Notes: This is probably the best lasagna I have ever eaten! But it was even better today when I reheated it, plus it came out square-shaped instead of a big meaty blob. When you serve it right from the oven, "blob" is what happens, so consider making it a day ahead, putting it away untouched, and reheating individual portions the next day.

Although I am not someone who eats zucchini for fun, it worked absolutely perfectly as a layering structure. The whole dish, while complicated, is no more work than any other lasagna—slicing and salting the zucchini is roughly the same amount of work as boiling lasagna noodles. Maybe less, because it took hubby about 5 minutes of prep. Maybe 7.

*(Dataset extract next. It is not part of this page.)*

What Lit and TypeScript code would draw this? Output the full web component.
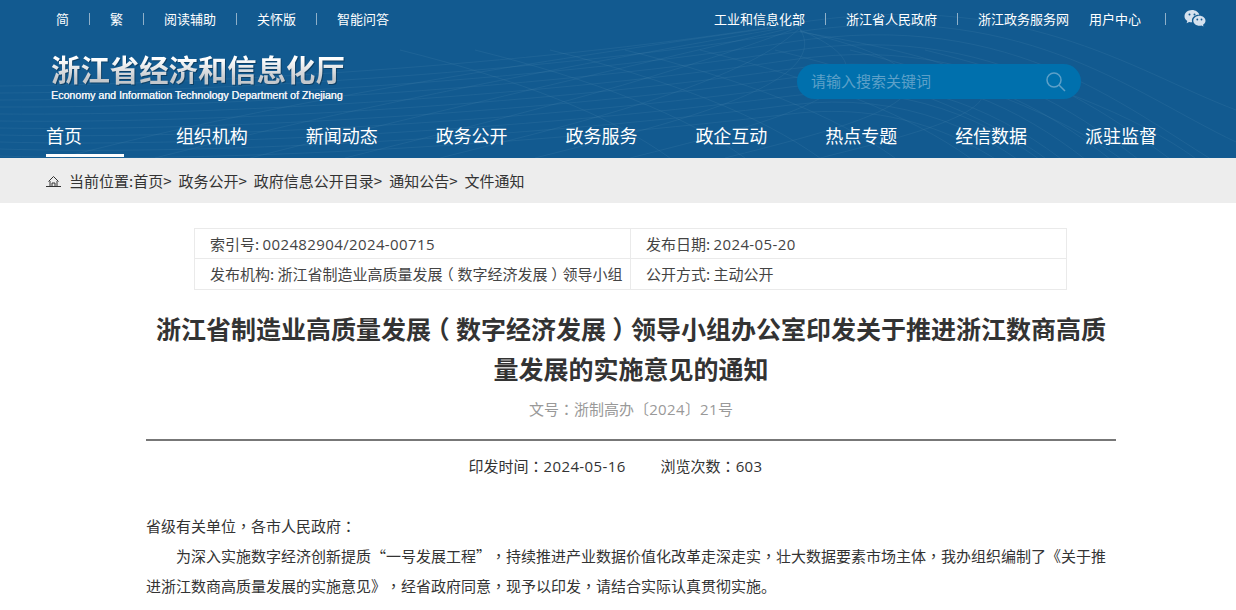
import { LitElement, html, css, svg } from "lit";
import { customElement } from "lit/decorators.js";

const nav = ["首页", "组织机构", "新闻动态", "政务公开", "政务服务", "政企互动", "热点专题", "经信数据", "派驻监督"];
const crumbs = ["政务公开", "政府信息公开目录", "通知公告"];

/* Digits use a wider Latin face, ，： a centred CJK variant, and （） sit centred in their cell, as in the reference. */
const fmt = (text: string) =>
  text.split(/([0-9]+(?:[-/][0-9]+)*|[，：（）])/).map((part) => {
    if (!part) return "";
    if (/^[0-9]/.test(part)) return html`<span class="n">${part}</span>`;
    if (part === "（" || part === "）") return html`<span class="paren">${part}</span>`;
    if (/^[，：]$/.test(part)) return html`<span class="tc">${part}</span>`;
    return part;
  });

const mesh = () => {
  const lines = [];
  for (let i = 0; i < 11; i++) {
    lines.push(svg`<path d="M0 ${86 + i * 7} C 230 ${84 + i * 8}, 560 ${62 + i * 8}, 790 ${24 + i * 9} S 1130 ${70 + i * 22}, 1236 ${110 + i * 32}"/>`);
  }
  for (let i = 0; i < 9; i++) {
    const x = 60 + i * 95;
    lines.push(svg`<path d="M${x} 158 C ${x + 130} 125, ${x + 300} 85, 800 ${24 + i}"/>`);
  }
  for (let i = 0; i < 8; i++) {
    const x = 400 + i * 75;
    lines.push(svg`<path d="M${x} 50 C ${x + 120} 80, ${x + 210} 115, ${x + 270} 158"/>`);
  }
  return lines;
};

@customElement("app-root")
export class AppRoot extends LitElement {
  static styles = css`
    :host {
      display: block;
      width: 1236px;
      height: 610px;
      overflow: hidden;
      background: #fff;
      font-family: "Noto Sans CJK SC", "Noto Sans", sans-serif;
      color: #333;
      text-spacing-trim: space-all;
    }
    .n {
      font-family: "Open Sans", sans-serif;
      letter-spacing: 0.38px;
    }
    .tc { font-family: "Noto Sans CJK TC", sans-serif; }
    .paren {
      font-feature-settings: "halt";
      padding: 0 0.25em;
    }
    .header {
      position: relative;
      height: 158px;
      background: #125a90;
      overflow: hidden;
    }
    .mesh {
      position: absolute;
      inset: 0;
      fill: none;
      stroke: #4d87b0;
      stroke-opacity: 0.2;
      stroke-width: 1;
    }
    .inner {
      position: relative;
      display: flex;
      flex-direction: column;
      height: 100%;
    }
    .top {
      display: flex;
      justify-content: space-between;
      align-items: center;
      height: 38px;
      padding: 0 30px 0 56px;
      font-size: 13px;
      color: #fff;
    }
    .links { display: flex; align-items: center; }
    .links span { line-height: 18px; }
    .sep {
      width: 1px;
      height: 12px;
      margin: 0 20px;
      background: #8fb0c9;
    }
    .gap { width: 20px; }
    .sep.last { margin: 0 18px 0 24px; }
    .wechat { display: block; }
    .brand {
      display: flex;
      justify-content: space-between;
      align-items: flex-start;
      height: 80px;
      padding: 0 155px 0 51px;
    }
    .logo { margin-top: 12px; }
    .logo-cn {
      font-size: 29.4px;
      font-weight: 700;
      line-height: 36px;
      white-space: nowrap;
      color: transparent;
      background: linear-gradient(#ffffff 25%, #c4c8cc 80%);
      -webkit-background-clip: text;
      background-clip: text;
      filter: drop-shadow(1px 1px 0.5px rgba(0, 0, 0, 0.3));
    }
    .logo-en {
      font-family: "Liberation Sans", sans-serif;
      font-size: 10.63px;
      line-height: 14px;
      margin-top: 2px;
      color: #f0f3f6;
      text-shadow: 0.3px 0 0 #f0f3f6;
      white-space: nowrap;
    }
    .search {
      display: flex;
      align-items: center;
      justify-content: space-between;
      width: 284px;
      height: 35px;
      margin-top: 26px;
      padding: 0 15px 2px 14px;
      box-sizing: border-box;
      border-radius: 18px;
      background: #0070ad;
      color: #5da0c8;
      font-size: 15px;
    }
    .search svg { margin-top: 2px; }
    .nav {
      display: flex;
      padding-left: 46px;
      color: #fff;
      font-size: 18px;
    }
    .nav a {
      flex: 0 0 129.875px;
      height: 40px;
      line-height: 34px;
      white-space: nowrap;
    }
    .nav a.on span {
      display: block;
      width: 78px;
      height: 39px;
      box-sizing: border-box;
      border-bottom: 3px solid #fff;
    }
    .crumb {
      display: flex;
      align-items: center;
      height: 45px;
      padding-left: 46px;
      background: #ededed;
      font-size: 15px;
      color: #333;
    }
    .crumb svg { display: block; margin-right: 8px; }
    .crumb i { font-style: normal; margin-right: 7px; white-space: nowrap; }
    .info {
      display: grid;
      grid-template-columns: 436px 1fr;
      width: 873px;
      margin: 25px 0 0 194px;
      box-sizing: border-box;
      border: 1px solid #eaeaea;
      font-size: 15px;
      color: #444;
    }
    .info div {
      height: 30px;
      line-height: 29px;
      padding-left: 15px;
      white-space: nowrap;
      overflow: hidden;
      box-sizing: border-box;
    }
    .info div:nth-child(odd) { border-right: 1px solid #eaeaea; }
    .info div:nth-child(-n + 2) { border-bottom: 1px solid #eaeaea; }
    .article { width: 970px; margin-left: 146px; }
    h1 {
      margin: 18px 0 0;
      font-size: 25px;
      line-height: 40px;
      font-weight: 700;
      text-align: center;
      color: #333;
    }
    .docno {
      margin-top: 9px;
      text-align: center;
      font-size: 15px;
      line-height: 24px;
      color: #999;
    }
    .meta {
      margin-top: 18px;
      padding: 13px 31px 0 0;
      border-top: 2px solid #777;
      display: flex;
      justify-content: center;
      gap: 35px;
      font-size: 15px;
      line-height: 24px;
    }
    .body {
      margin-top: 33px;
      font-size: 15px;
      line-height: 30px;
      color: #333;
    }
    .body p { margin: 0; }
    .body p.in { text-indent: 30px; }
  `;

  render() {
    return html`
      <div class="header">
        <svg class="mesh" width="1236" height="158" viewBox="0 0 1236 158">${mesh()}</svg>
        <div class="inner">
          <div class="top">
            <div class="links">
              <span>简</span><b class="sep"></b>
              <span>繁</span><b class="sep"></b>
              <span>阅读辅助</span><b class="sep"></b>
              <span>关怀版</span><b class="sep"></b>
              <span>智能问答</span>
            </div>
            <div class="links">
              <span>工业和信息化部</span><b class="sep"></b>
              <span>浙江省人民政府</span><b class="sep"></b>
              <span>浙江政务服务网</span><b class="gap"></b>
              <span>用户中心</span><b class="sep last"></b>
              <svg class="wechat" width="22" height="20" viewBox="0 0 22 20">
                <path fill="#d5e1ee" d="M8 1C3.8 1 .5 3.8.5 7.2c0 2 1.1 3.700 2.800 4.800l-.7 2.200 2.500-1.300c.8.2 1.600.4 2.500.4h.6c-.2-.6-.3-1.200-.3-1.800 0-3.200 3-5.700 6.800-5.700h.6C14.700 3.200 11.700 1 8 1z"/>
                <path fill="#d5e1ee" d="M21.500 11.700c0-2.800-2.800-5-6-5-3.400 0-6.200 2.200-6.200 5s2.800 5 6.200 5c.7 0 1.400-.1 2-.3l2 1.100-.5-1.800c1.500-1 2.500-2.400 2.500-4z"/>
                <circle cx="5.500" cy="5.500" r="1" fill="#125a90"/><circle cx="10.500" cy="5.500" r="1" fill="#125a90"/>
                <circle cx="13.300" cy="10.500" r=".9" fill="#125a90"/><circle cx="17.500" cy="10.500" r=".9" fill="#125a90"/>
              </svg>
            </div>
          </div>
          <div class="brand">
            <div class="logo">
              <div class="logo-cn">浙江省经济和信息化厅</div>
              <div class="logo-en">Economy and Information Technology Department of Zhejiang</div>
            </div>
            <div class="search">
              <span>请输入搜索关键词</span>
              <svg width="20" height="20" viewBox="0 0 20 20" fill="none" stroke="#5da0c8" stroke-width="1.500">
                <circle cx="8" cy="8" r="7"/><path d="M13 13 19 19"/>
              </svg>
            </div>
          </div>
          <div class="nav">
            ${nav.map((n, i) => html`<a class=${i === 0 ? "on" : ""}><span>${n}</span></a>`)}
          </div>
        </div>
      </div>
      <div class="crumb">
        <svg width="15" height="12" viewBox="0 0 15 12" fill="none" stroke="#333" stroke-width="1">
          <path d="M0 11.500h15M2.500 6.500 7.500 1.500l5 5M4 6v5.500M11 6v5.500M6 11.500V8h3v3.500"/>
        </svg>
        <i>当前位置:首页&gt;</i>
        ${crumbs.map((c) => html`<i>${c}&gt;</i>`)}
        <i>文件通知</i>
      </div>
      <div class="info">
        <div>索引号: ${fmt("002482904/2024-00715")}</div>
        <div>发布日期: ${fmt("2024-05-20")}</div>
        <div>发布机构: ${fmt("浙江省制造业高质量发展（数字经济发展）领导小组")}</div>
        <div>公开方式: 主动公开</div>
      </div>
      <div class="article">
        <h1>${fmt("浙江省制造业高质量发展（数字经济发展）领导小组办公室印发关于推进浙江数商高质")}${fmt("量发展的实施意见的通知")}</h1>
        <div class="docno">${fmt("文号：浙制高办〔2024〕21号")}</div>
        <div class="meta"><span>${fmt("印发时间：2024-05-16")}</span><span>${fmt("浏览次数：603")}</span></div>
        <div class="body">
          <p>${fmt("省级有关单位，各市人民政府：")}</p>
          <p class="in">${fmt("为深入实施数字经济创新提质“一号发展工程”，持续推进产业数据价值化改革走深走实，壮大数据要素市场主体，我办组织编制了《关于推")}${fmt("进浙江数商高质量发展的实施意见》，经省政府同意，现予以印发，请结合实际认真贯彻实施。")}</p>
        </div>
      </div>
    `;
  }
}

The baharat spice mix is maybe not critical, but makes an enormous impact on the bolognese. I discovered baharat while wandering through an Egyptian grocery, and the fragrance nearly made me swoon. If you don't see it in your area, consider ordering it. It's a wonderful addition to any pantry.

And in case anyone was wondering ... The Son Who Doubts cleaned his plate. It was much better, he said, than he'd feared. Maybe even yummy! But he's thirteen and wouldn't want to gush. Gushing is not cool.

This is a perfect dish for any friends who eat low-carb, or who are gluten intolerant. (Ensure sausage is gluten-free first.) It's also a great way to use up all the zucchini taking over your garden these days.

Buon appetito!


  1. I want to eat at youuuuuuuuuuur house .... !

    1. I want you over for dinner at my houuuuussse!